Modelling stochastic signatures in classical pulsators

Abstract

ABSTRACT We consider the impact of stochastic perturbations on otherwise coherent oscillations of classical pulsators. The resulting dynamics are modelled by a driven damped harmonic oscillator subject to either an external or an internal forcing and white noise velocity perturbations. We characterize the phase and relative amplitude variations using analytical and numerical tools. When the forcing is internal the phase variation displays a random walk behaviour and a red noise power spectrum with a ragged erratic appearance.
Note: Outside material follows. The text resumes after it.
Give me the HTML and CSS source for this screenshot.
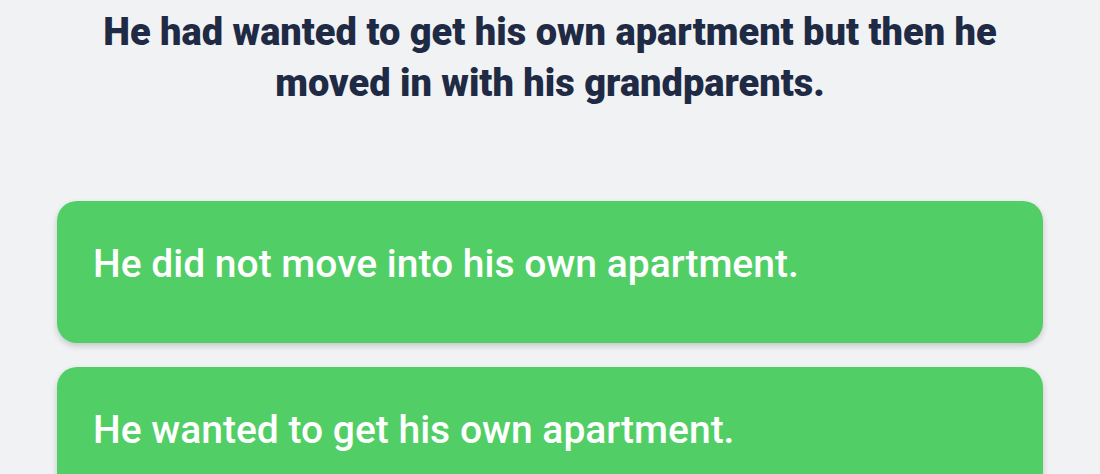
FILE: index.html
```html
<!DOCTYPE html>
<html lang="en">
<head>
<meta charset="utf-8">
<link rel="stylesheet" href="styles.css">
</head>
<body>
<main class="quiz">
  <h1 class="prompt">He had wanted to get his own apartment but then he moved in with his grandparents.</h1>
  <div class="options">
    <button class="option">He did not move into his own apartment.</button>
    <button class="option">He wanted to get his own apartment.</button>
  </div>
</main>
</body>
</html>
```
FILE: styles.css
```css
html, body {
  margin: 0;
  padding: 0;
  background: #f1f2f4;
  font-family: Roboto, "Liberation Sans", sans-serif;
}
.quiz {
  display: flex;
  flex-direction: column;
  align-items: center;
  padding: 7px 57px 0;
}
.prompt {
  max-width: 900px;
  margin: 0;
  text-align: center;
  font-size: 38px;
  font-weight: 900;
  line-height: 51px;
  color: #1f2a44;
}
.options {
  align-self: stretch;
  display: flex;
  flex-direction: column;
  gap: 24px;
  margin-top: 92px;
}
.option {
  display: block;
  width: 100%;
  height: 142px;
  border: none;
  border-radius: 20px;
  background: #51cf66;
  color: #fff;
  font-family: Roboto, "Liberation Sans", sans-serif;
  font-size: 39px;
  font-weight: 500;
  text-align: left;
  padding: 0 36px 16px;
  box-shadow: 0 3px 6px rgba(0,0,0,0.18);
  cursor: pointer;
}
```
We determine the dependence of the root mean square phase and relative amplitude variations (σΔφ and σΔA/A, respectively) on the amplitude of the stochastic perturbations, the damping constant η, and the total observation time tobs for this case, under the assumption that the relative amplitude variations remain small, showing that σΔφ increases with $t_{\rm obs}^{1/2}$ becoming much larger than σΔA/A for tobs ≫ η−1. In the case of an external forcing the phase and relative amplitude variations remain of the same order, independent of the observing time. In the case of an internal forcing, we find that σΔφ does not depend on η. Hence, the damping time cannot be inferred from fitting the power of the signal, as done for solar-like pulsators, but the amplitude of the stochastic perturbations may be constrained from the observations. Our results imply that, given sufficient time, the variation of the phase associated with the stochastic perturbations in internally driven classical pulsators will become sufficiently large to be probed observationally.